Another gain is regulatory and commercial positioning. Plants that can document hydrogen-ready or hydrogen-capable thermal infrastructure are better placed for future carbon constraints, public funding programs, and low-emission procurement frameworks. That can matter when bidding into automotive, construction, appliance, or infrastructure value chains where embodied carbon is becoming a procurement criterion.
Operational gains can also emerge, though they are site-specific. In some cases, improved controllability and faster flame response can support dynamic firing strategies. In others, retrofit work bundled with controls modernization improves reliability beyond the hydrogen switch itself. These co-benefits should be included in project evaluation, but only when supported by commissioning data rather than assumed in advance.
Perhaps the most valuable gain for large industrial sites is learning at asset level. A phased retrofit creates data on burner behavior, maintenance response, emissions performance, and hydrogen logistics that can inform wider decarbonization planning. For organizations managing multi-plant portfolios, that learning curve can justify an initial project even if the first furnace does not deliver the best standalone payback.
Project leaders should begin with a structured screening process. The first question is process criticality: what production, quality, and safety consequences follow from combustion changes in this furnace? The second is hardware readiness: are burners, valves, piping, seals, meters, and controls physically adaptable to hydrogen service? The third is commercial context: what carbon value, hydrogen cost, and outage window justify intervention?
A robust assessment usually includes burner OEM input, combustion modeling, fuel-train review, control-system gap analysis, hazard and operability study, and product-quality risk assessment. It should also compare blend scenarios rather than assuming an immediate shift to 100% hydrogen. In many plants, a phased pathway from low blends to medium blends and then dedicated hydrogen zones offers a safer and more bankable route.
Furnace-specific heat balance analysis is essential. Teams need to understand how hydrogen changes adiabatic flame behavior, excess-air requirements, flue-gas losses, and heat flux to the steel load. This is especially important where throughput guarantees, soak times, or metallurgical profiles are tightly linked to commercial performance.

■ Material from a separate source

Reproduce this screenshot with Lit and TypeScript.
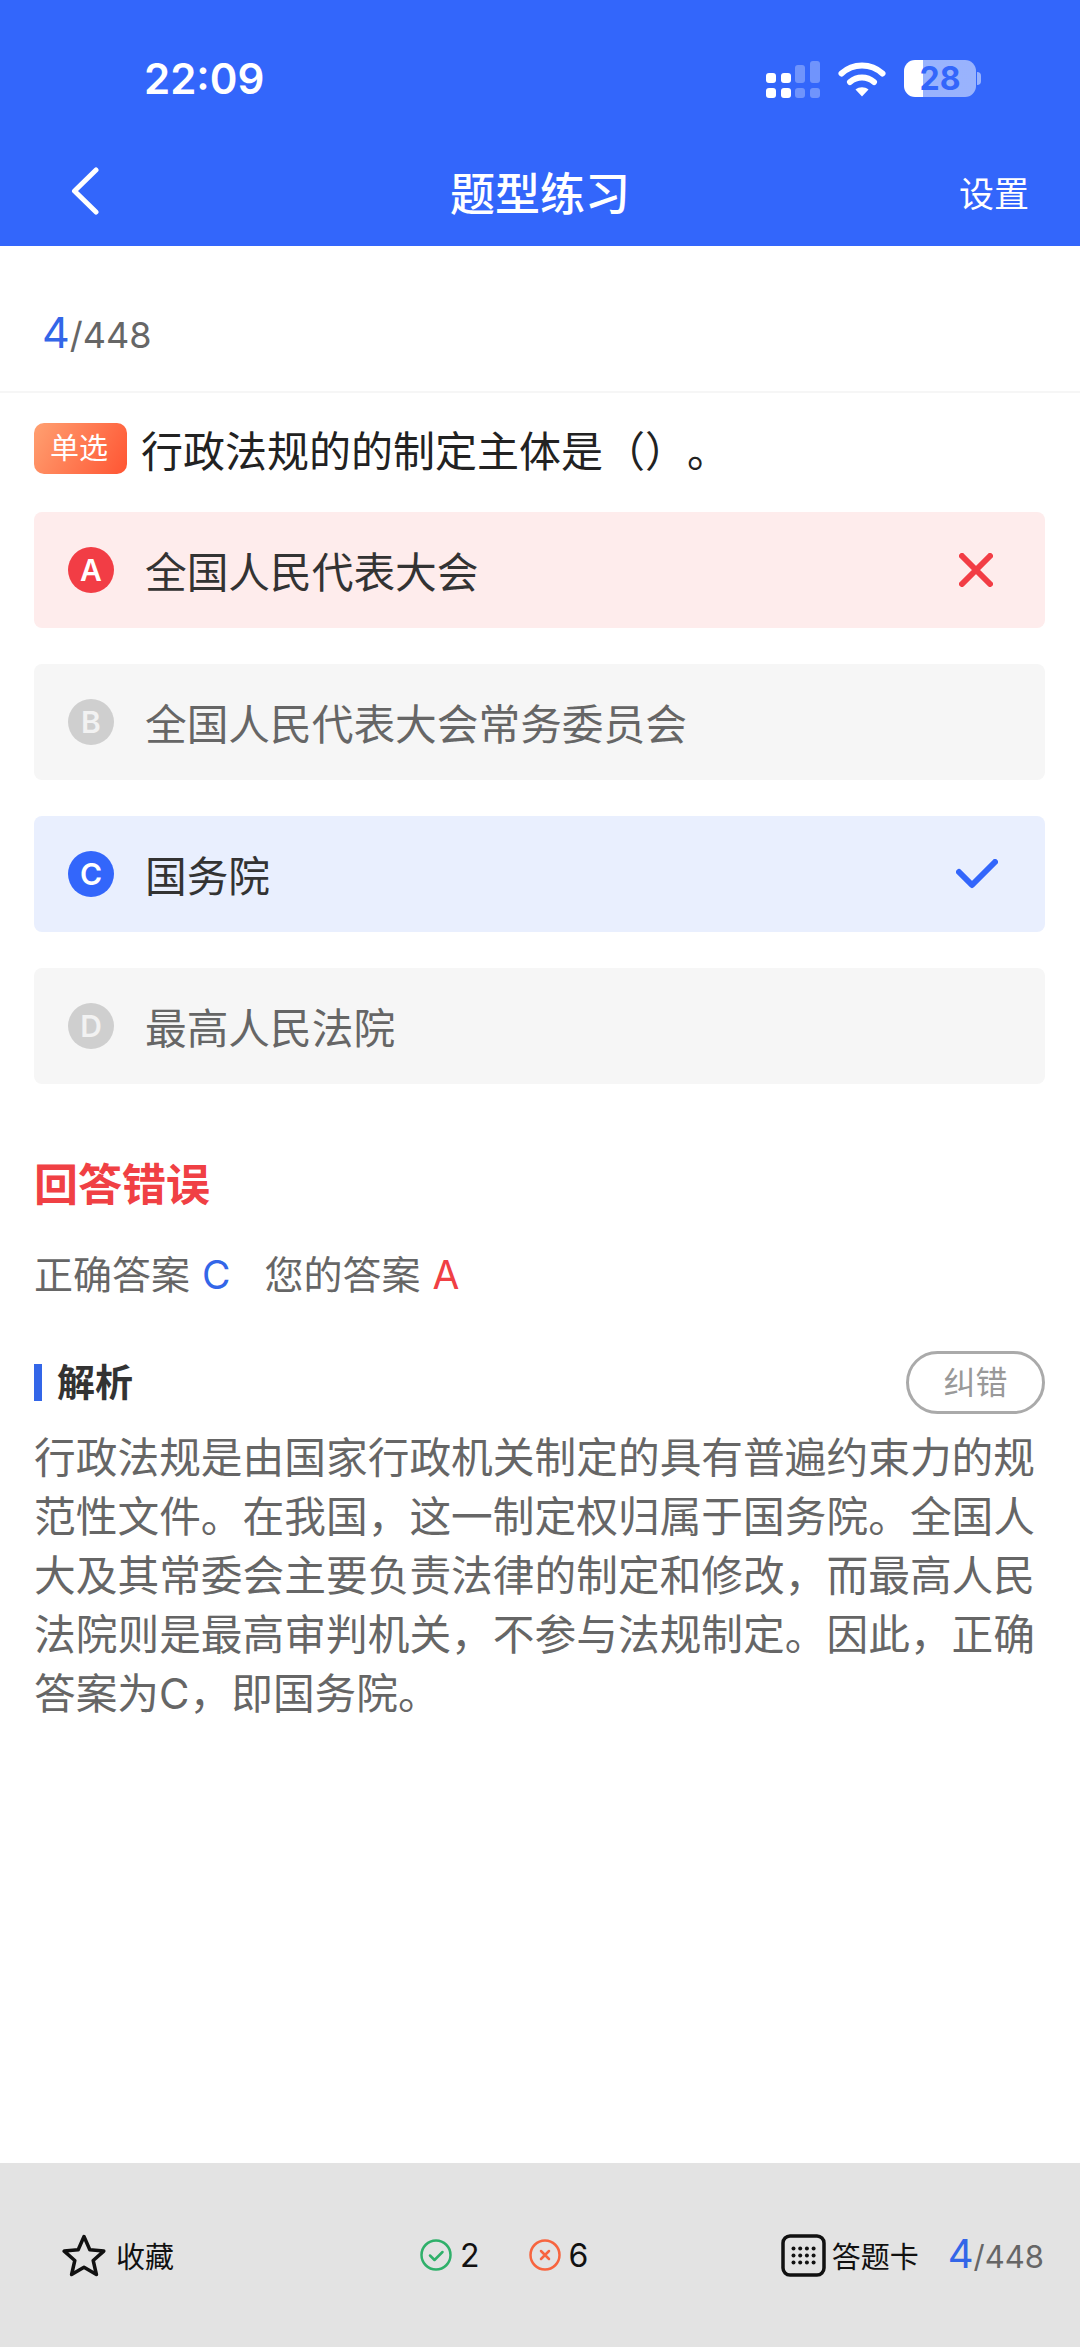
import { LitElement, html, css, svg } from 'lit';
import { customElement } from 'lit/decorators.js';
import { classMap } from 'lit/directives/class-map.js';

const options = [
  { key: 'A', text: '全国人民代表大会', state: 'wrong' },
  { key: 'B', text: '全国人民代表大会常务委员会', state: '' },
  { key: 'C', text: '国务院', state: 'right' },
  { key: 'D', text: '最高人民法院', state: '' },
];

const signal = svg`
  <svg width="54" height="37" viewBox="0 0 54 37" fill="#fff">
    <rect x="0" y="12" width="10" height="10" rx="3"/>
    <rect x="15" y="12" width="10" height="10" rx="3"/>
    <rect x="29" y="4" width="10" height="18" rx="3" opacity=".3"/>
    <rect x="44" y="0" width="10" height="22" rx="3" opacity=".3"/>
    <rect x="0" y="27" width="10" height="10" rx="3"/>
    <rect x="15" y="27" width="10" height="10" rx="3"/>
    <rect x="29" y="27" width="10" height="10" rx="3" opacity=".3"/>
    <rect x="44" y="27" width="10" height="10" rx="3" opacity=".3"/>
  </svg>`;

const wifi = svg`
  <svg width="48" height="35" viewBox="0 0 48 35" fill="none" stroke="#fff" stroke-width="6" stroke-linecap="round">
    <path d="M3.5 11.5C15 .8 33 .8 44.5 11.5"/>
    <path d="M12 20c7-6 17-6 24 0"/>
    <path d="M17.5 27.5c3.8-3 9.2-3 13 0L24 34.5z" fill="#fff" stroke="none"/>
  </svg>`;

@customElement('app-root')
export class AppRoot extends LitElement {
  static styles = css`
    :host {
      display: flex;
      flex-direction: column;
      min-height: 2347px;
      background: #fff;
      font-family: Inter, "Noto Sans CJK SC", sans-serif;
      color: #333;
      text-spacing-trim: space-all;
    }
    .top {
      height: 246px;
      box-sizing: border-box;
      background: #3366fb;
      color: #fff;
      display: flex;
      flex-direction: column;
    }
    .status {
      height: 158px;
      box-sizing: border-box;
      padding: 60px 104px 0 144px;
      display: flex;
      align-items: flex-start;
    }
    .time {
      font-size: 42px;
      font-weight: 600;
      line-height: 38px;
      flex: 1;
    }
    .signal { margin-top: 1px; }
    .wifi { margin-left: 18px; margin-top: 2px; }
    .battery {
      margin-left: 18px;
      width: 72px;
      height: 37px;
      border-radius: 11px;
      background: linear-gradient(90deg, #fff 27%, rgba(255, 255, 255, 0.5) 27%);
      color: #3366fb;
      font-size: 32px;
      font-weight: 700;
      line-height: 37px;
      text-align: center;
      position: relative;
    }
    .battery::after {
      content: '';
      position: absolute;
      right: -5px;
      top: 12px;
      width: 4px;
      height: 13px;
      border-radius: 0 4px 4px 0;
      background: rgba(255, 255, 255, 0.5);
    }
    .nav {
      position: relative;
      display: flex;
      align-items: center;
      justify-content: space-between;
      height: 66px;
      padding: 0 51px 0 70px;
    }
    .title {
      position: absolute;
      left: 0;
      right: 0;
      text-align: center;
      font-size: 45px;
      font-weight: 500;
      pointer-events: none;
    }
    .setting { font-size: 35px; }
    .count {
      height: 147px;
      box-sizing: border-box;
      border-bottom: 2px solid #f6f6f6;
      padding: 56px 0 0 42px;
      display: flex;
      align-items: baseline;
      color: #666;
    }
    .num { font-size: 43px; color: #3366e8; line-height: 60px; }
    .slash { font-size: 36px; line-height: 60px; }
    main {
      flex: 1;
      padding: 30px 35px 0 34px;
    }
    .question {
      display: flex;
      align-items: center;
      height: 51px;
      font-size: 42px;
      color: #222;
    }
    .tag {
      width: 93px;
      height: 51px;
      box-sizing: border-box;
      padding-right: 3px;
      border-radius: 10px;
      margin-right: 14px;
      background: linear-gradient(120deg, #ffa071, #ff5533);
      color: #fff;
      font-size: 29px;
      line-height: 51px;
      text-align: center;
    }
    .options {
      margin-top: 38px;
      display: flex;
      flex-direction: column;
      gap: 36px;
    }
    .option {
      display: flex;
      align-items: center;
      height: 116px;
      box-sizing: border-box;
      padding: 0 44px 0 34px;
      border-radius: 8px;
      background: #f6f6f6;
      color: #666;
      font-size: 41.7px;
    }
    .option.wrong { background: #feecec; color: #333; }
    .option.right { background: #e9effe; color: #333; }
    .letter {
      width: 46px;
      height: 46px;
      border-radius: 50%;
      background: #cfcfcf;
      color: #f2f2f2;
      font-size: 30px;
      font-weight: 600;
      line-height: 46px;
      text-align: center;
      margin-right: 31px;
    }
    .wrong .letter { background: #f23d45; color: #fff; }
    .right .letter { background: #3366fb; color: #fff; }
    .opt-text { flex: 1; }
    .mark-x { margin-right: 8px; }
    .mark-check { margin-right: 3px; }
    .verdict {
      margin-top: 71px;
      font-size: 44px;
      font-weight: 700;
      line-height: 60px;
      color: #f04044;
    }
    .answers {
      margin-top: 35px;
      display: flex;
      font-size: 39px;
      line-height: 50px;
      color: #666;
    }
    .answers span { margin-left: 12px; }
    .answers .blue { color: #3366e8; margin-right: 34px; }
    .answers .red { color: #f04044; }
    .head {
      margin-top: 51px;
      display: flex;
      align-items: center;
      justify-content: space-between;
      height: 63px;
    }
    .label {
      border-left: 8px solid #3366e8;
      padding-left: 15px;
      height: 37px;
      line-height: 37px;
      font-size: 38px;
      font-weight: 700;
    }
    .report {
      width: 139px;
      height: 63px;
      box-sizing: border-box;
      border: 3px solid #aaa;
      border-radius: 32px;
      color: #999;
      font-size: 32px;
      line-height: 57px;
      text-align: center;
    }
    .analysis {
      margin: 15px 0 0;
      width: 1001px;
      font-size: 41.7px;
      line-height: 59px;
      color: #666;
      text-align: justify;
    }
    .bar {
      height: 184px;
      background: #e3e3e3;
      display: flex;
      align-items: center;
      padding: 0 36px 0 62px;
      color: #111;
    }
    .group { display: flex; align-items: center; }
    .fav { font-size: 29px; margin-left: 10px; }
    .stats { margin-left: 246px; font-size: 32px; }
    .stats b { font-weight: 400; margin: 0 49px 0 8px; }
    .stats b:last-child { margin-right: 0; }
    .card { margin-left: auto; }
    .card-label { font-size: 29px; margin: 0 29px 0 6px; }
    .card .num { font-size: 40px; }
    .card .slash { font-size: 31px; color: #666; }
    .pager { display: flex; align-items: baseline; }
  `;

  render() {
    return html`
      <div class="top">
        <div class="status">
          <div class="time">22:09</div>
          <span class="signal">${signal}</span>
          <span class="wifi">${wifi}</span>
          <div class="battery">28</div>
        </div>
        <div class="nav">
          <svg width="30" height="48" viewBox="0 0 30 48" fill="none" stroke="#fff" stroke-width="5" stroke-linecap="round" stroke-linejoin="round">
            <path d="M26 3L4.500 24 26 45"/>
          </svg>
          <div class="title">题型练习</div>
          <div class="setting">设置</div>
        </div>
      </div>
      <div class="count">
        <span class="num">4</span><span class="slash">/448</span>
      </div>
      <main>
        <div class="question">
          <span class="tag">单选</span>
          <span>行政法规的的制定主体是（）。</span>
        </div>
        <div class="options">
          ${options.map(
            (o) => html`
              <div class=${classMap({ option: true, wrong: o.state === 'wrong', right: o.state === 'right' })}>
                <span class="letter">${o.key}</span>
                <span class="opt-text">${o.text}</span>
                ${o.state === 'wrong'
                  ? html`<svg class="mark-x" width="34" height="34" viewBox="0 0 34 34" fill="none" stroke="#f23d45" stroke-width="6" stroke-linecap="round"><path d="M3 3l28 28M31 3L3 31"/></svg>`
                  : ''}
                ${o.state === 'right'
                  ? html`<svg class="mark-check" width="42" height="30" viewBox="0 0 42 30" fill="none" stroke="#3366fb" stroke-width="6" stroke-linecap="round" stroke-linejoin="round"><path d="M3 13l13 13L39 3"/></svg>`
                  : ''}
              </div>
            `
          )}
        </div>
        <div class="verdict">回答错误</div>
        <div class="answers">
          正确答案<span class="blue">C</span>您的答案<span class="red">A</span>
        </div>
        <div class="head">
          <div class="label">解析</div>
          <div class="report">纠错</div>
        </div>
        <p class="analysis">行政法规是由国家行政机关制定的具有普遍约束力的规范性文件。在我国，这一制定权归属于国务院。全国人大及其常委会主要负责法律的制定和修改，而最高人民法院则是最高审判机关，不参与法规制定。因此，正确答案为C，即国务院。</p>
      </main>
      <div class="bar">
        <div class="group">
          <svg width="44" height="43" viewBox="0 0 44 43" fill="none" stroke="#111" stroke-width="3.5" stroke-linejoin="round">
            <path d="M22 2.500l5.800 13.200 14 1.400-10.600 9.400 3.200 14L22 33.200 9.600 40.500l3.200-14L2.200 17.100l14-1.400z"/>
          </svg>
          <span class="fav">收藏</span>
        </div>
        <div class="group stats">
          <svg width="32" height="32" viewBox="0 0 32 32" fill="none" stroke="#2fb06a" stroke-width="2.500" stroke-linecap="round" stroke-linejoin="round">
            <circle cx="16" cy="16" r="14.500"/><path d="M10 16.500l4.500 4.500 8-8"/>
          </svg>
          <b>2</b>
          <svg width="32" height="32" viewBox="0 0 32 32" fill="none" stroke="#f7653f" stroke-width="2.500" stroke-linecap="round">
            <circle cx="16" cy="16" r="14.500"/><path d="M12 12l8 8M20 12l-8 8"/>
          </svg>
          <b>6</b>
        </div>
        <div class="group card">
          <svg width="45" height="43" viewBox="0 0 45 43" fill="#111">
            <rect x="2" y="2" width="41" height="39" rx="7" fill="none" stroke="#111" stroke-width="3.500"/>
            ${[0, 1, 2].map((r) =>
              [0, 1, 2, 3].map(
                (c) => svg`<circle cx=${12.5 + c * 6.7} cy=${14.5 + r * 7} r="2"/>`
              )
            )}
          </svg>
          <span class="card-label">答题卡</span>
          <div class="pager"><span class="num">4</span><span class="slash">/448</span></div>
        </div>
      </div>
    `;
  }
}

Decision-makers should also test infrastructure dependencies early. A burner may be technically retrofit-ready, yet the project can fail because hydrogen delivery pressure, storage autonomy, safety zoning, or permit timing does not align with plant operations. In many cases, the bottleneck lies outside the furnace island.

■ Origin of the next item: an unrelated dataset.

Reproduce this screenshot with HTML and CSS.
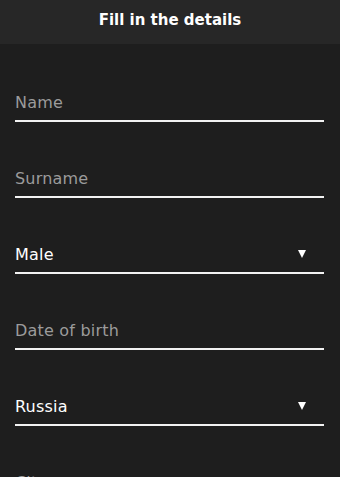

The biggest execution mistake is treating the retrofit as a simple burner replacement project. Hydrogen conversion affects utilities, ventilation, detection, purging logic, maintenance procedures, emergency planning, and operator behavior. If these interfaces are discovered late, outage schedules expand and internal confidence drops.
Another frequent issue is overcommitting on hydrogen fraction before site data exists. Plants sometimes announce aggressive conversion targets based on vendor literature rather than furnace-specific testing. A more credible approach is to define performance gates: stable ignition, acceptable NOx, maintained product quality, verified leak integrity, and controlled maintenance outcomes at each step-up in hydrogen share.

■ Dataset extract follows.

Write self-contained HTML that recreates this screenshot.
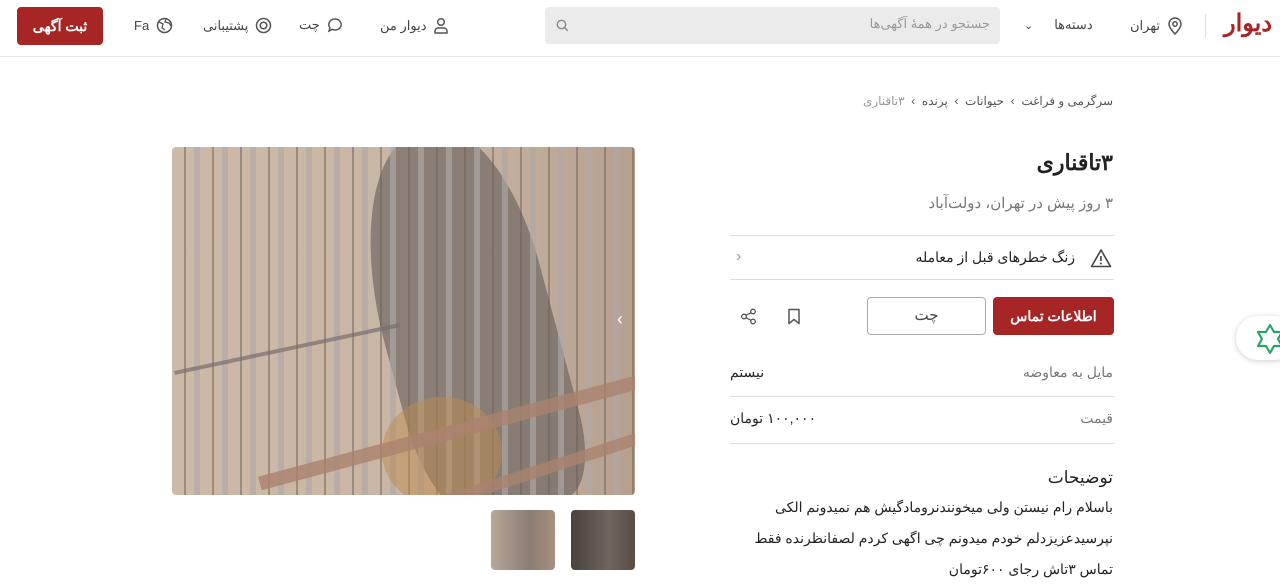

Procurement sequencing also matters. Long-lead components such as specialty valves, analyzers, burner internals, and certified hydrogen-compatible instrumentation can delay commissioning. For global projects, standards alignment and local code interpretation may further affect schedule, especially where permitting authorities have limited industrial hydrogen retrofit experience.
Finally, teams should not under-resource training. Hydrogen changes alarm significance, startup philosophy, inspection routines, and incident response expectations. A technically sound system can still underperform if operators are not confident in the new combustion regime.
The most effective roadmap begins with a narrow, high-value use case rather than a plant-wide declaration. Select one furnace with clear emissions relevance, manageable process sensitivity, and credible hydrogen access. Define baseline performance in detail, including fuel use, CO₂ intensity, NOx, temperature uniformity, maintenance frequency, and quality outcomes.
Next, develop blend-based retrofit options and screen them against safety, capex, outage duration, and carbon impact. Engage burner suppliers, controls specialists, EHS teams, and production stakeholders early, because the best technical solution often fails if production risk is not jointly owned.
Then run phased validation. Cold checks, controls verification, low-fraction firing, emissions tuning, and monitored production trials should be treated as formal project stages with go/no-go criteria. This reduces the temptation to force a conversion level the furnace cannot reliably sustain.
Finally, convert project results into a portfolio decision model. The first retrofit should generate rules for burner selection, fuel-train upgrades, instrumentation standards, hazard controls, and expected carbon abatement economics. That is how a pilot becomes an industrial program rather than a standalone demonstration.
Industrial hydrogen for green steel offers genuine decarbonization potential, especially for thermal assets that cannot be replaced immediately. But the value of burner retrofit programs depends on recognizing their limits early. Hydrogen changes combustion physics, emissions behavior, furnace atmosphere, controls requirements, and safety expectations in ways that cannot be solved by fuel substitution alone.
For project managers and engineering leads, the winning approach is pragmatic. Target furnaces where carbon reduction, asset life, and hydrogen access align. Build the scope around burner behavior, NOx control, heat transfer, and quality protection. Validate in phases, using measured performance rather than assumptions. Under those conditions, hydrogen retrofits can become a credible bridge toward lower-carbon steelmaking rather than an expensive detour.
In short, the question is not whether hydrogen can support green steel. It can. The real question is whether each retrofit is engineered within the technical and commercial envelope that turns ambition into repeatable plant performance.